If its a slight flaw I try to rectify it , otherwise if it is in a place that it doesn't show I leave it - tho saying that I always know it is there and feel that I should have made more effort to rectify it - lose lose situation really


----------



## 5th Angel (Jul 16, 2012)

I have to fix them.


----------



## dludlow (Mar 9, 2011)

dal craig crawford said:


> Do you allow any flaws in your work?


I do allow some flaws in my work. I tell the kids and grandkids that it has character. So a few, those that are learning to knit or crochet, look for the character. Now if it is a huge error, yes i redo it.
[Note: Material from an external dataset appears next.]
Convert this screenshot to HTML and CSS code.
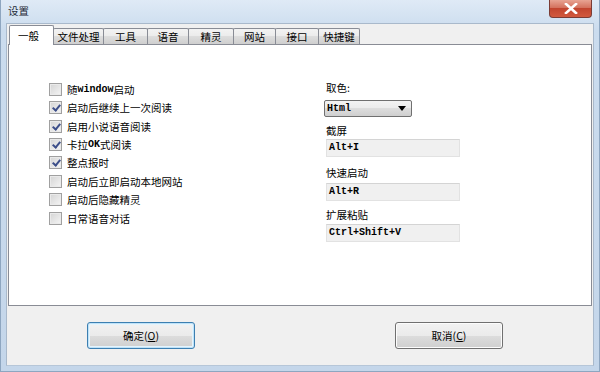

Most people who aren't knitters don't usually notice the little flaws.

Donna


----------



## Nancy S. (Jul 2, 2013)

About 99% of the time I will go back & correct the problem even if it is not obvious. If it is a unnoticeable error I may let it go.


----------



## Nancylynn1946 (Nov 19, 2012)

If it doesn't mean tearing everything out for one small mistake, I usually leave it, otherwise it is rip-rip-rip!


----------



## scumbugusa (Oct 10, 2011)

I try not to but, flaws make it unique to me :-D


----------



## nancy787 (Jul 18, 2014)

If it's for me, and not obvious it stays. If it is obvious or for someone else it goes.


----------



## momcat531 (Oct 27, 2011)

I have to go back and fix it.


----------



## eneurian (May 4, 2011)

Hilary4 said:


> I fix it if I find it!


even after it's done. once after first wearing, just couldn't stand knowing it it was there. it was a case of fix it or toss it.


----------



## miatamama (Sep 12, 2013)

Yes I do - if they are only noticeable to me and are not glaring. Having said that, if I can fix it, I do and if it's really noticeable I will rip it.


----------



## Hipoldfarmgirl (Jun 6, 2013)

I don't know about Indians but I know Shakers and Amish would put an upside down block or something in their quilts because only God is perfect. Personally, I make enough mistakes without even trying. I liked what kaffe Fassett said in 1986, to just leave your mistakes because they add character...so I don't worry too much about them.


----------



## Gundi2 (May 25, 2012)

Razzle said:


> They always seem to happen. If they aren't too bad, I leave them as design elements. If they are glaring, I fix them, even if I have to rip out a bunch.
> Razzle


i agree :thumbup:


----------



## rkr (Aug 15, 2012)

Colorado knits said:


> Yes I do -- not ugly glaring mistakes, but those I can fix or those that won't really show.
> I was raised by a perfectionist; it's a hard life.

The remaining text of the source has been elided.